The response we had was nothing short of amazing - with various different parts of the Polypipe organisation of companies, from all over the UK, working together to work out the best way to assist us.
By April we had an agreement. Polypipe would supply us with all the pipe and fittings needed to water the schools and village of Balimtar - if we could manage to transport the goods to Nepal.
Here's a photo of the huge consignment they arranged for us. Hats off to you guys.
Next we had to work out how to get nearly 1000Kg of goods to a landlocked nation without spending more on freight than we would have on the goods themselves. Due to the size of the pipe rolls, we could only use a wide bodied aircraft - limiting our choice very considerably.
Our trusted freight agent tried for 3 months, but couldn't acheve any significant savings. So we began contacting airlines ourselves. And Thai Airways came to our rescue. A huge thanks to Su and the cargo team at Heathrow for making it happen.
Altgether it took more than 6 months to get the pipe to Nepal - but now we've begun building an infrastructure, in collaboration with the villagers, which will last for a minimum of 20 years. Watch this space for more pictures as we complete in time for Monsoon
CREATING A NEW INFRASTRUCTURE, VILLAGE WIDE
Our partners, Abari, completed their prototype for our first bamboo-reinforced water tank - a long term water storage solution roughly half the cost of existing technologies. And we brought a British Army water expert to the village for two months, to assist the community with design and implementation for this and future systems.

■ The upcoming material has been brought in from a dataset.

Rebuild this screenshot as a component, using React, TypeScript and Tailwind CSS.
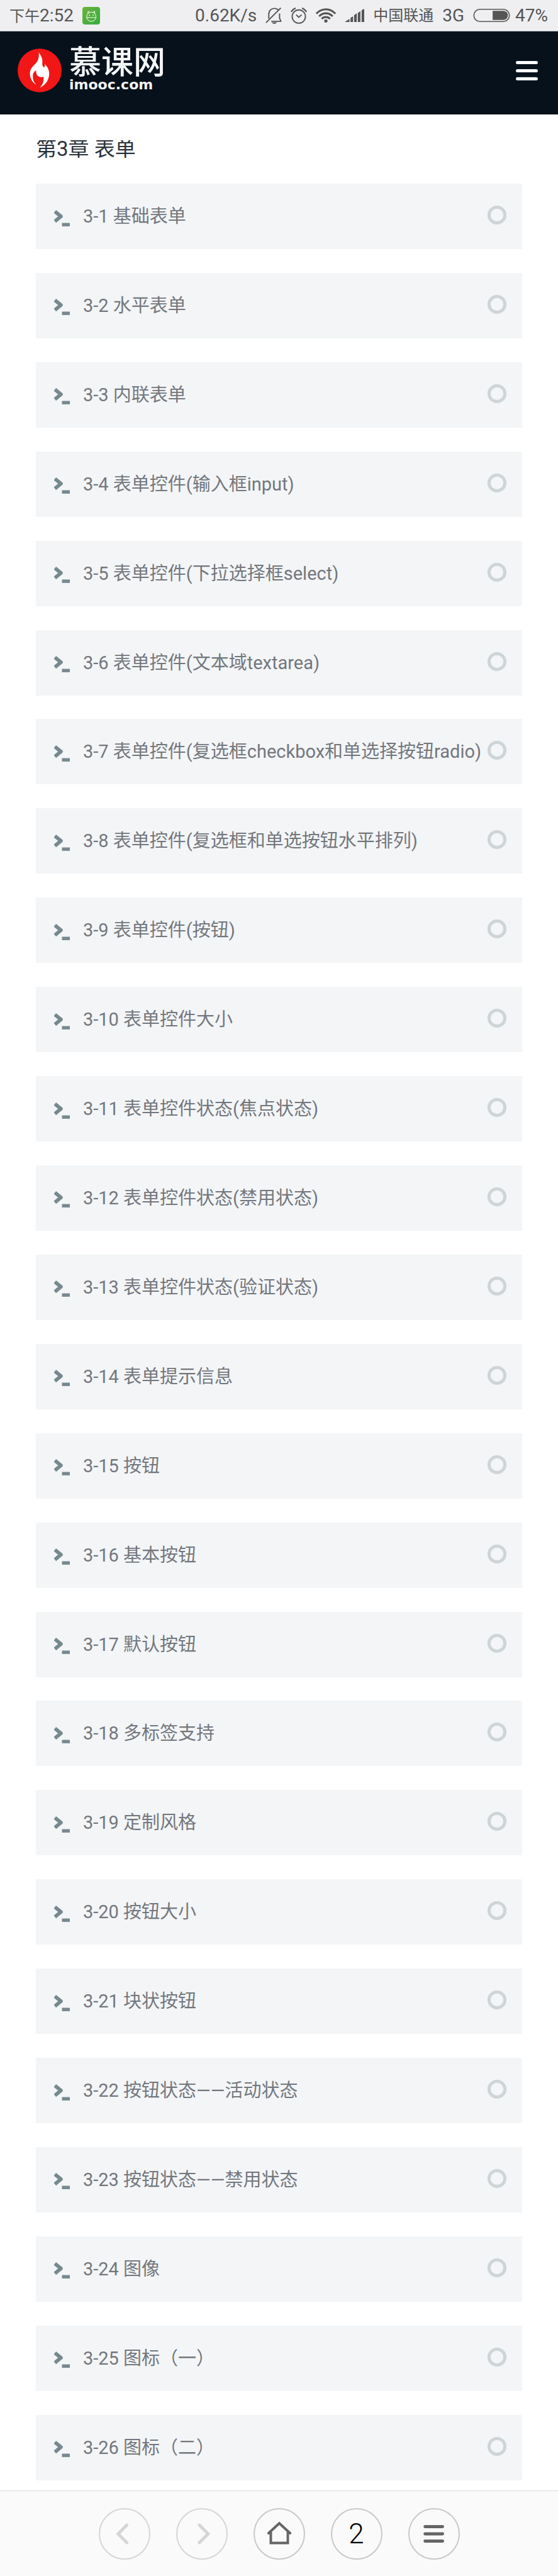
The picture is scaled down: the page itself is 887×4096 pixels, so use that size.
import React from "react";

const lessons: string[] = [
  "3-1 基础表单",
  "3-2 水平表单",
  "3-3 内联表单",
  "3-4 表单控件(输入框input)",
  "3-5 表单控件(下拉选择框select)",
  "3-6 表单控件(文本域textarea)",
  "3-7 表单控件(复选框checkbox和单选择按钮radio)",
  "3-8 表单控件(复选框和单选按钮水平排列)",
  "3-9 表单控件(按钮)",
  "3-10 表单控件大小",
  "3-11 表单控件状态(焦点状态)",
  "3-12 表单控件状态(禁用状态)",
  "3-13 表单控件状态(验证状态)",
  "3-14 表单提示信息",
  "3-15 按钮",
  "3-16 基本按钮",
  "3-17 默认按钮",
  "3-18 多标签支持",
  "3-19 定制风格",
  "3-20 按钮大小",
  "3-21 块状按钮",
  "3-22 按钮状态——活动状态",
  "3-23 按钮状态——禁用状态",
  "3-24 图像",
  "3-25 图标（一）",
  "3-26 图标（二）",
];

function AppBadge() {
  return (
    <svg viewBox="0 0 34 34" className="size-7" aria-hidden="true">
      <defs>
        <linearGradient id="badge" x1="0" y1="0" x2="1" y2="1">
          <stop offset="0" stopColor="#6db33a" />
          <stop offset="1" stopColor="#35ab40" />
        </linearGradient>
      </defs>
      <rect width="34" height="34" rx="5" fill="url(#badge)" />
      <g fill="none" stroke="#fff" strokeWidth="1.2" strokeLinejoin="round">
        <circle cx="17.200" cy="19" r="9" />
        <path d="M8.200 20.500h18" />
        <path d="M10.500 13 11 8.300l3 2.200M24 13l-.6-4.700-3 2.200" />
      </g>
      <circle cx="13.700" cy="16" r="1.100" fill="#fff" />
      <circle cx="20.700" cy="16" r="1.100" fill="#fff" />
    </svg>
  );
}

function MutedBell() {
  return (
    <svg viewBox="0 0 92 94" className="size-[26px]" fill="none" stroke="#555" strokeWidth="7" aria-hidden="true">
      <path d="M18 64V40C18 18 32 5 50 5c10 0 19 4 25 12" />
      <path d="M80 34v28l8 17H32" strokeLinejoin="round" />
      <path d="M2 87 87 2" />
      <path d="M34 85h32q-6 9-16 9t-16-9z" fill="#555" stroke="none" />
    </svg>
  );
}

function AlarmClock() {
  return (
    <svg viewBox="0 0 95 94" className="size-[26px]" fill="none" stroke="#555" strokeWidth="7" aria-hidden="true">
      <circle cx="47.500" cy="52" r="38.500" />
      <path d="m32 41 15 15 17-15" />
      <path d="M3 25Q12 9 29 3M92 25Q83 9 66 3" strokeWidth="8" />
    </svg>
  );
}

function Wifi() {
  return (
    <svg viewBox="0 0 116 82" className="h-[23px] w-8" fill="none" stroke="#555" strokeWidth="11" aria-hidden="true">
      <path d="M3 31C35-3 81-3 113 31" />
      <path d="M19 46c22-23 56-23 78 0" />
      <path d="M34 61c13-14 35-14 48 0" />
      <circle cx="58" cy="73" r="9.500" fill="#555" stroke="none" />
    </svg>
  );
}

function Signal() {
  return (
    <svg viewBox="0 0 112 76" className="h-[21px] w-[31px]" fill="#555" aria-hidden="true">
      <path d="M0 76 27 58v18zM33 76V52l15-9v33zM54 76V36l15-10v50zM75 76V24l15-10v62zM97 76V8l15-8v76z" />
    </svg>
  );
}

function Battery() {
  return (
    <svg viewBox="0 0 72 26" className="h-[21px] w-[59px]" aria-hidden="true">
      <rect x="1" y="1" width="70" height="24" rx="12" fill="none" stroke="#555" strokeWidth="2" />
      <path d="M38 4h21a9 9 0 0 1 0 18H38z" fill="#555" />
    </svg>
  );
}

function StatusBar() {
  return (
    <div className="flex items-center justify-between border-b border-[#b9babd] bg-[#efeff1] pr-4 pl-[15px] text-[28px] leading-[49px] text-[#555]">
      <div className="flex items-center gap-3.5">
        <span>
          <span className="text-2xl leading-none">下午</span>2:52
        </span>
        <AppBadge />
      </div>
      <div className="flex items-center gap-3.5">
        <span>0.62K/s</span>
        <MutedBell />
        <AlarmClock />
        <Wifi />
        <Signal />
        <span className="text-2xl leading-none">中国联通</span>
        <span>3G</span>
        <span className="flex items-center gap-2">
          <Battery />
          <span>47%</span>
        </span>
      </div>
    </div>
  );
}

function Flame() {
  return (
    <svg viewBox="0 0 258 256" className="size-[70px]" aria-hidden="true">
      <ellipse cx="129" cy="128" rx="129" ry="128" fill="#f21616" />
      <path
        d="M124 22C138 42 147 58 145 80C144 94 146 108 154 109C160 109 161 100 158 90C174 104 185 124 185 146C185 180 166 212 131 229C146 212 155 192 152 165C140 171 122 167 114 156C108 147 109 136 108 128C92 136 88 150 90 172C91 188 98 200 109 211C86 199 72 172 72 146C72 118 90 103 105 88C120 72 127 52 124 22Z"
        fill="#fff"
      />
    </svg>
  );
}

function Header() {
  return (
    <header className="flex items-center justify-between bg-[#06111b] pt-[27px] pr-8 pb-[35px] pl-7">
      <a href="#home" className="flex items-center gap-3 text-[#f4f5f6]">
        <Flame />
        <span className="flex flex-col">
          <span className="text-[51px] leading-[46px] font-medium">慕课网</span>
          <span className="font-['DejaVu_Sans'] text-[22px] leading-6 font-bold">imooc.com</span>
        </span>
      </a>
      <button type="button" aria-label="菜单">
        <svg viewBox="0 0 42 38" className="h-8 w-[35px]" stroke="#fff" strokeWidth="6" strokeLinecap="round" aria-hidden="true">
          <path d="M3 4h36M3 19.500h36M3 35h36" />
        </svg>
      </button>
    </header>
  );
}

function LessonRow({ title }: { title: string }) {
  return (
    <li>
      <a href="#lesson" className="flex items-center bg-[#f3f5f7] py-[34px] pr-[25px] pl-[29px]">
        <svg viewBox="0 -6 30 37" className="h-[31px] w-[25px] shrink-0" aria-hidden="true">
          <path d="M1.500 2.500 13 12 1.500 21.500" fill="none" stroke="#76898f" strokeWidth="7" strokeLinejoin="round" />
          <path d="M15 24.500h15V31H15z" fill="#76898f" />
        </svg>
        <span className="ml-[21px] grow text-[29px] leading-9 whitespace-nowrap text-[#73777d]">{title}</span>
        <svg viewBox="0 0 36 41" className="h-[34px] w-[30px] shrink-0" aria-hidden="true">
          <circle cx="18" cy="18" r="15.200" fill="none" stroke="#ced5d8" strokeWidth="6" />
        </svg>
      </a>
    </li>
  );
}

function NavButton({
  label,
  disabled = false,
  children,
}: {
  label: string;
  disabled?: boolean;
  children: React.ReactNode;
}) {
  return (
    <button
      type="button"
      aria-label={label}
      disabled={disabled}
      className="flex size-[82px] items-center justify-center rounded-full border-2 border-[#c9c9c9] disabled:border-[#d6d6d6]"
    >
      {children}
    </button>
  );
}

function NavGlyph({ d, color, width = 6 }: { d: string; color: string; width?: number }) {
  return (
    <svg
      viewBox="0 0 100 100"
      className="size-[82px] shrink-0"
      fill="none"
      stroke={color}
      strokeWidth={width}
      strokeLinecap="round"
      strokeLinejoin="miter"
      aria-hidden="true"
    >
      <path d={d} />
    </svg>
  );
}

function BottomBar() {
  return (
    <nav className="flex justify-center gap-[41px] border-t border-[#dcdcdc] bg-[#fafafa] pt-[27px] pb-[26px]">
      <NavButton label="后退" disabled>
        <NavGlyph d="M54.500 33 37.500 50l17 17" color="#d5d5d5" />
      </NavButton>
      <NavButton label="前进" disabled>
        <NavGlyph d="m45 33 17 17-17 17" color="#d5d5d5" />
      </NavButton>
      <NavButton label="主页">
        <NavGlyph d="M29 48.700 50 29.500l21 19.200M33.500 45v22.700h33V45" color="#656565" width={4.8} />
      </NavButton>
      <NavButton label="标签页 2">
        <span className="text-[44px] leading-none font-light text-black">2</span>
      </NavButton>
      <NavButton label="菜单">
        <NavGlyph d="M32.500 36h34M32.500 50h34M32.500 64h34" color="#656565" />
      </NavButton>
    </nav>
  );
}

export default function App() {
  return (
    <div className="flex min-h-screen flex-col bg-white font-['Roboto','Noto_Sans_CJK_SC',sans-serif]">
      <StatusBar />
      <Header />
      <main className="flex grow flex-col px-[57px] pt-[41px] pb-4">
        <h2 className="overflow-hidden pb-1 text-[33px] leading-[27px] text-[#2b333b]">第3章 表单</h2>
        <ul className="mt-[38px] flex grow flex-col justify-between">
          {lessons.map((title) => (
            <LessonRow key={title} title={title} />
          ))}
        </ul>
      </main>
      <BottomBar />
    </div>
  );
}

The medium-term goal is to harness a renewable, low cost technology to self drive water from a local river, through filtration/sedimentation reservoirs to a completed 20,000 litre holding tank at the highest point in Dhawa. Water can then be distributed by gravity to key distribution points in the village.
A hydrology study by the local water authority has been undertaken to assess water quality and suggest solutions. A 3-phase electrified plan using very expensive Galvanised Iron (GI) pipe was proposed but rejected by the villagers due to very high running and installation costs - which will not be sustainable.
Instead, building Intermediate reservoirs will allow the use of much smaller pumps and High Density Polypropylene Pipe (now far superior to metal in longevity, safety and cost).
Using Micro-hydro (RAM pumps) is one solution - capturing 90% more water than we pump, using the energy from that flow to self power the lift. An alternative is to use DC solar pumps.
MANAGING THE PROJECT
Land for the first new 20,000 litre holding tank was donated to the village by Shree Prabhat Secondary School, and the School Management Comittee (SMC) will oversee contruction and management of the new service, appointing a new subcommittee to do so. This will increase the school's own sustainability, with an additional (modest) income in return for maintaining the plant.
The new organisation will offer villagers the chance to get piped clean water, direct to their homes, for the first time for a small fee, from the planned distribution points.
The long term goal is to see how Dhawa can be used as a test case to pioneer a communal approach to improved utilities, with villagers paying what they are able to afford for a low-maintenance, renewably powered solution.
As some pioneering groups in South East Asia have shown, RAM pumps themselves could be constructed in the village from locally available materials - ensuring on-going maintencance is easy, extremely cheap, and trouble free.
Learning Planet is currently seeking financial and technical partners for the initial pilot which will involve local Nepali and international expertise.